Retrieving a prop bait is simple. If you can see the fry ball, that’s your target. Try to land the lure quietly. Let the ripples subside, then give it a subtle twitch or two. Usually the bass will respond quickly, but if they don’t, I’ll leave my lure sitting motionless for several seconds. Sometimes the lure hovering near the fry, even if it isn’t moving, is enough to trigger a bite. After a few twitches and pauses, reel in and look for another target. This isn’t a technique where you work the lure all the way back to the boat. If it’s calm and sunny – my favorite time for the technique – you may see the fry jump when your lure twitches. If that happens, get ready. If you can see a bass circling, but not the fry, watch it for a bit. After chasing off intruders, a fish will usually circle back close to the fry and wait. Don’t be afraid to fish a prop bait blind, that is, without seeing bass or fry. Go to spawning areas and cast to visible cover. I’ve done well around stumps, willow grass, standing timber, and laydowns. Fish slowly and always watch your lure. Some strikes will be vicious, but others will barely leave a ripple. If you aren’t paying attention, you could miss a strike or the silhouette of a giant bass slowly rising underneath the lure. A final recommendation for these fry guarders, have a wacky-rigged stickworm tied on another rod. A Missile Baits 48 or a Yamamoto Senko make a great follow up lure for fish that won’t commit to the topwater.

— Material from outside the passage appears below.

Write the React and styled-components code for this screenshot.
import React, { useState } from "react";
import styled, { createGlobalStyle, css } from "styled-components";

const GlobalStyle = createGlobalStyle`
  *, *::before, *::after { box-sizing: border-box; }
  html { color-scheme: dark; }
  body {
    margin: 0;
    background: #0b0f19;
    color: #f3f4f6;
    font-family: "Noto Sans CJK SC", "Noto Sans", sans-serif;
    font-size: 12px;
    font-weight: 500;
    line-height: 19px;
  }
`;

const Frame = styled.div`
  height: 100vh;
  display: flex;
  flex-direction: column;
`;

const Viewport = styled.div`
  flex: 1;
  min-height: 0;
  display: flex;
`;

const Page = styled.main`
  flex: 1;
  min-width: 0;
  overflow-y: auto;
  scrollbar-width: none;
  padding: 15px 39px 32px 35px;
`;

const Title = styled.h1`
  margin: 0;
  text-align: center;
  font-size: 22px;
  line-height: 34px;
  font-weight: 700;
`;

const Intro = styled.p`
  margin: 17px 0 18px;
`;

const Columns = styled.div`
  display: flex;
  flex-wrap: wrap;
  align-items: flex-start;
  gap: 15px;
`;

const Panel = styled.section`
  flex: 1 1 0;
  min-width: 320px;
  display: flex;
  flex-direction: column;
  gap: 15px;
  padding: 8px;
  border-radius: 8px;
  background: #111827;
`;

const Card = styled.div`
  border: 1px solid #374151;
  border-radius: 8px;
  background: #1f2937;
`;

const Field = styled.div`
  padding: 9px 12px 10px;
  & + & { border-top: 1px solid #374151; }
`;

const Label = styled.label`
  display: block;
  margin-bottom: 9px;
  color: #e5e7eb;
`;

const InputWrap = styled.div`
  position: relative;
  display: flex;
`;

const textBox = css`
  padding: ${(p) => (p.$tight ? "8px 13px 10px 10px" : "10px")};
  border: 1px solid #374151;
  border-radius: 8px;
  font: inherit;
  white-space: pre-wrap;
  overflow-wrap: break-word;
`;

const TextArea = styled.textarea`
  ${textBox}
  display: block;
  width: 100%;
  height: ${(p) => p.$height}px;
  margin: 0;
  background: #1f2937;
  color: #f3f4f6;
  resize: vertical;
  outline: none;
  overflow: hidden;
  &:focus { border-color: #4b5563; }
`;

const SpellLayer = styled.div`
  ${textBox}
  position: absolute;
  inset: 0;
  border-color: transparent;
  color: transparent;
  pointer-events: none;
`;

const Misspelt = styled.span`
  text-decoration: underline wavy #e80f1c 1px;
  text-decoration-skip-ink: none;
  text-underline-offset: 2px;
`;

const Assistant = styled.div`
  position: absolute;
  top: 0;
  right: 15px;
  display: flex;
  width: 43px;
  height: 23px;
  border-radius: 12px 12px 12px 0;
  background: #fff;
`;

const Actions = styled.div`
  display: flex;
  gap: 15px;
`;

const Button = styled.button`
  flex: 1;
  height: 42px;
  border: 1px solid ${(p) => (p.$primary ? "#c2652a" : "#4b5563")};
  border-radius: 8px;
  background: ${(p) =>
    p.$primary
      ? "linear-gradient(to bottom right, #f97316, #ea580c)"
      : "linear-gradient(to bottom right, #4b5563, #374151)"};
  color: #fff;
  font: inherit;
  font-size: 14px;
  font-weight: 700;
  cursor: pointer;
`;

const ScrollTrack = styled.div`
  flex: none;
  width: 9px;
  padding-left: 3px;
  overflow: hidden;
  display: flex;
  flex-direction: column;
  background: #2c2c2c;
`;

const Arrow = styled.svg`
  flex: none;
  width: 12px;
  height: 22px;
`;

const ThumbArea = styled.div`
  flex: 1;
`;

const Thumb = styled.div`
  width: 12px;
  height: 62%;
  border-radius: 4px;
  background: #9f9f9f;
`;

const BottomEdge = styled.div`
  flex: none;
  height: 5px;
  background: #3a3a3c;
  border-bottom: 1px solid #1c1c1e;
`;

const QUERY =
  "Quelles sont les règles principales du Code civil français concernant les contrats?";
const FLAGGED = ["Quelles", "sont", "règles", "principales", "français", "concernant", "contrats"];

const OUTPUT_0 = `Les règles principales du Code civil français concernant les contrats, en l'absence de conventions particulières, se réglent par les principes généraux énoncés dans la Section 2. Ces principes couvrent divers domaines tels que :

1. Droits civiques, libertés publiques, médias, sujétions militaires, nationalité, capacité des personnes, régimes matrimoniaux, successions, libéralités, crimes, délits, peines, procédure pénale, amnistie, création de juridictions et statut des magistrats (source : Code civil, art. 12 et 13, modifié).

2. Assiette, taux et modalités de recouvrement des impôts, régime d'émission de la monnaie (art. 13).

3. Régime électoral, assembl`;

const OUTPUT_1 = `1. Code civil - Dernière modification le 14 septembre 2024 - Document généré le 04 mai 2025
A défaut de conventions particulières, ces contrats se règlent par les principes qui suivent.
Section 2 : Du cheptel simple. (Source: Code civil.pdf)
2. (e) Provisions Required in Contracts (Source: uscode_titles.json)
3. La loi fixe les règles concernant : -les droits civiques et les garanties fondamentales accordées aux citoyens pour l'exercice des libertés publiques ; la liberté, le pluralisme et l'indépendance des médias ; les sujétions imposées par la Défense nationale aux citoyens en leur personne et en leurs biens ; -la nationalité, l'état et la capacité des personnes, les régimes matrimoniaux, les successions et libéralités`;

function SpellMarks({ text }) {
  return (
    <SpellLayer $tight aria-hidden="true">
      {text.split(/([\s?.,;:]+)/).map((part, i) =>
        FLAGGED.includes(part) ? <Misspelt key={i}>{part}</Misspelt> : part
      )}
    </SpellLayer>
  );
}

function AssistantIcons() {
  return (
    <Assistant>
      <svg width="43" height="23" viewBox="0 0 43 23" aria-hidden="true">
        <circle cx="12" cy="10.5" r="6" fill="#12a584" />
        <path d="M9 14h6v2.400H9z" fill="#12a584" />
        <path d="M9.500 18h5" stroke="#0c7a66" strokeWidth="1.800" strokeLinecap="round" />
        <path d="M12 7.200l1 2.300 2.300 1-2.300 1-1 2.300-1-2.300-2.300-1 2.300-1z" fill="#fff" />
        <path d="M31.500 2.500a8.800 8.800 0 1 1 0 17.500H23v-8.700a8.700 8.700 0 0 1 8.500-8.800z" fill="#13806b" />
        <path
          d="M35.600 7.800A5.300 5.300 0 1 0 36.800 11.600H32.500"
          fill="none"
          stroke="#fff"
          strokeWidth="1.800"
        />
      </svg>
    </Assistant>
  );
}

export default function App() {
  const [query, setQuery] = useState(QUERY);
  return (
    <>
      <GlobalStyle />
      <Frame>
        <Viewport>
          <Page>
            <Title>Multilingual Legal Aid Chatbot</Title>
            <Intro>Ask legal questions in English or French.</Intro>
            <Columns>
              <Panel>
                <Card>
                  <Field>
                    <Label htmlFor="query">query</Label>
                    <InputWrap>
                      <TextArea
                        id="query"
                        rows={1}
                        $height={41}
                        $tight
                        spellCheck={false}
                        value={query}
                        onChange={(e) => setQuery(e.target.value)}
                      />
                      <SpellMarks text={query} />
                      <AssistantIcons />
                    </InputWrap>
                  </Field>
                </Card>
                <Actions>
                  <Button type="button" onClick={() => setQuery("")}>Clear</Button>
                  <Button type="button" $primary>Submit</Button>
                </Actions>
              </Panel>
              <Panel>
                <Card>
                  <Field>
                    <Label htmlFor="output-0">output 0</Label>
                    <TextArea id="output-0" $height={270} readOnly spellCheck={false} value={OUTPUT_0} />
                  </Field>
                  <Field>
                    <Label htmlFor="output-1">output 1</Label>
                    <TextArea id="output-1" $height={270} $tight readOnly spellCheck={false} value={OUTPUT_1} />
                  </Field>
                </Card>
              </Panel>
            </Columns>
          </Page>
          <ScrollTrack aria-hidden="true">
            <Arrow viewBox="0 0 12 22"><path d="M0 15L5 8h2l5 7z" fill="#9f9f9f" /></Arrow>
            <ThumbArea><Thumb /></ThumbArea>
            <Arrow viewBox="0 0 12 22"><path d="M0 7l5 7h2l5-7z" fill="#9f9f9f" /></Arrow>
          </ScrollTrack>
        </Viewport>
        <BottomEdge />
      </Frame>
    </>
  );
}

The second topwater opportunity involves main lake points. Big post-spawn fish will sit on these points after leaving a nest. Sometimes they suspend over deep water off the end of a point. Other times they are extremely shallow, facing the bank. Even in clear water, some very big bass will sit in barely a foot of water. I think these fish are recovering from their spawn and simultaneously taking advantage of the shad spawn. Since the shad spawn right against the bank, these bass can grab a meal with minimal effort. For this scenario, I like a big walking bait like a Zara Spook. My favorite is the Strike King Sexy Dawg – the full-sized model, not the junior. This time of year, the bass have a high metabolism, and their bellies are empty after spawning, so I like offering them a big meal. Also, the big plugs are heavy, so you can cast them a long way.

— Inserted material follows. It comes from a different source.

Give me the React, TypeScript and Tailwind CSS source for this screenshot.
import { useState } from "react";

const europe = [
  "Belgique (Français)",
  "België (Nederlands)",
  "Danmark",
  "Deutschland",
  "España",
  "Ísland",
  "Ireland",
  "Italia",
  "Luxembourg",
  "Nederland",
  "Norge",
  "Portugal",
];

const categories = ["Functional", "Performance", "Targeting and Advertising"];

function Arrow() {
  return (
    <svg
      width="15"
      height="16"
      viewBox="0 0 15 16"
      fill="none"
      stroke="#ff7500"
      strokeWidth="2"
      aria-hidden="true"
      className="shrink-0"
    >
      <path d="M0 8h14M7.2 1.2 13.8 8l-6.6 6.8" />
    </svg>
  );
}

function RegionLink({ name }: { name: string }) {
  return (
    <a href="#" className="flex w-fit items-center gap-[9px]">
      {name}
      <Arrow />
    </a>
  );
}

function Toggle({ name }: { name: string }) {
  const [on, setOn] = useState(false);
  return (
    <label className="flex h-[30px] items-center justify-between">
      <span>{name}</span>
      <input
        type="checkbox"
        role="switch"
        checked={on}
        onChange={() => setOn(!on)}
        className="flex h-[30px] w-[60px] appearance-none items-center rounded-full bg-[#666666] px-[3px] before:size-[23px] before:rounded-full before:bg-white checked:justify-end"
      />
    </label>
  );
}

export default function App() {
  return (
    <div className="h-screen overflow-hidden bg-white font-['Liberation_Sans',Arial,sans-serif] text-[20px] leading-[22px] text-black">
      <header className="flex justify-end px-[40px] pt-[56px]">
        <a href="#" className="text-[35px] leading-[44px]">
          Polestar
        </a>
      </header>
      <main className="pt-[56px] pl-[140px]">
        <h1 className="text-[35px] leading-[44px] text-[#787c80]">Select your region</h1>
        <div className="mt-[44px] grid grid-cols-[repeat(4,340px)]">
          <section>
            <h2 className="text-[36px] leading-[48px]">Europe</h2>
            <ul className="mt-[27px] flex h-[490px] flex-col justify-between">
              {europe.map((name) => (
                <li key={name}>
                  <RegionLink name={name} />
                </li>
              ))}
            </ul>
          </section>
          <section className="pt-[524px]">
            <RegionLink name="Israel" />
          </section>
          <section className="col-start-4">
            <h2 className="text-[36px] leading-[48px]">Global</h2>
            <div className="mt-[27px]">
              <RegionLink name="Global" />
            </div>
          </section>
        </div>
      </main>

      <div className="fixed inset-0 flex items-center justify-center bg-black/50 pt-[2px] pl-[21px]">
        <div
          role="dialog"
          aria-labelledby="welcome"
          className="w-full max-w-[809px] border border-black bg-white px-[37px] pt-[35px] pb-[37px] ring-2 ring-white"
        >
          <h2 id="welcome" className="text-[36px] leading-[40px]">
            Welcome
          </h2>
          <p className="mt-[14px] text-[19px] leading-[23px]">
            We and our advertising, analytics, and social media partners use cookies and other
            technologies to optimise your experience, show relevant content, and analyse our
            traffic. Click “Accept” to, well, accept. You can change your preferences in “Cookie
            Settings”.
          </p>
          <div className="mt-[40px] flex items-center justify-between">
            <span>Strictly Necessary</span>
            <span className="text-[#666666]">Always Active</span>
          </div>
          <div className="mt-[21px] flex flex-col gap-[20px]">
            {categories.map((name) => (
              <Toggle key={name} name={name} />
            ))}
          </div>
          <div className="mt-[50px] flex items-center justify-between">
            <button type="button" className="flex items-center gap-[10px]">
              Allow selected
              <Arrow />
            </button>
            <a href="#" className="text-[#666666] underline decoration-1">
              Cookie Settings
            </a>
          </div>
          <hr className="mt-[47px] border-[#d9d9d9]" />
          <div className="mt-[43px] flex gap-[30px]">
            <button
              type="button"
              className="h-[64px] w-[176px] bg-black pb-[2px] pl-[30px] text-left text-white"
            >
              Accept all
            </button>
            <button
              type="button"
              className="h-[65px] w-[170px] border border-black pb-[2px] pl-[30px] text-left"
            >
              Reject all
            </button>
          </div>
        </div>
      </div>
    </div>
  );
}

I choose a shad color for this technique. A translucent option like Green Gizzard works well in clear water. For dirtier water, I go with a variation of Bone or Chrome. As you probably guessed, I impart a walk-the-dog retrieve to my Spook-style baits. I walk the bait as slowly as possible. I want to make my lure look like easy prey. I like a long glide, pause, and then a glide the other way. If the fish aren’t responding to this slow retrieve, mix things up. Try adding in a few fast twitches and then a slow glide. Once you get a bite, replicate the retrieve that triggered the strike. And be sure to experiment with your casting angles. Don’t be afraid to put your kayak against the bank and retrieve from deep to shallow. A simple change of direction can make all the difference.
My third and final post-spawn, topwater scenario involves bluegill beds. It may be a little early for this bite on your lake, but not necessarily. I’ve already seen bedding bluegill on some smaller Virginia lakes. And I’m using bluegill here to mean sunfish generically. There are lots of different species of sunfish, but I can’t positively identify them all. I doubt the bass can either. There may be slight variance among the species in their spawning habits, but they’re at least very similar. These bluegill beds are like feeding stations. Big bass will hold around them as long as the sunfish are present.
These beds are similar to largemouth beds. An individual bluegill bed is a little smaller than a bass bed, but they’re often found in large clusters. They remind me of the stippling in a golf ball, symmetrically spaced little craters. You can definitely spot them with high-end sonar, but I won’t pretend to know how. My electronics game is weak, so, I just use my eyes. For this you’ll need at least a foot of visibility; 2 to 3 is even better. When it comes to baits, I keep it simple. In open water, where I’m not worried about obstructions, I’ll start with a prop bait. I use the same slow retrieve as with fry guarders, subtle twitches followed by long pauses. A slowly worked walking bait also works well. The darting action can trigger fish that ignored the quieter approach. If the sunfish nests are around heavy cover, don’t overlook a frog. If a fish doesn’t completely engulf your treble-hooked bait, one of the trebles can end up hung in the cover and give your fish an escape opportunity. A frog hook doesn’t have that problem. When it comes to frogs, I’m a fan of the Strike King Popping Perch and the Strike King Pad Perch. Both are easy to walk, and the tails spread when you pause the bait. The Popping Perch has a cupped lip and spits a little water, while the Pad Perch is more subtle. Both will trigger big bites. Around bluegill beds, I’m looking to match the hatch, so natural colors like Bluegill or Green Pumpkin Gill are my favorites. I go bolder – something with chartreuse or even straight black – in dingier water. Lastly, don’t get discouraged if you see a big bass loitering around the bluegill but ignoring your bait. Go look for other beds in the area and come back a little later in the day. Sometimes it’s just a timing deal. A fish will often eat the same lure it ignored a few hours earlier in the day.
Hopefully this gives you some ideas for tricking bass with topwaters this month. These aren’t the only ways to catch them. They might not even be the most effective ways, but they’re definitely some of the most fun. Go catch a giant and send me a pic!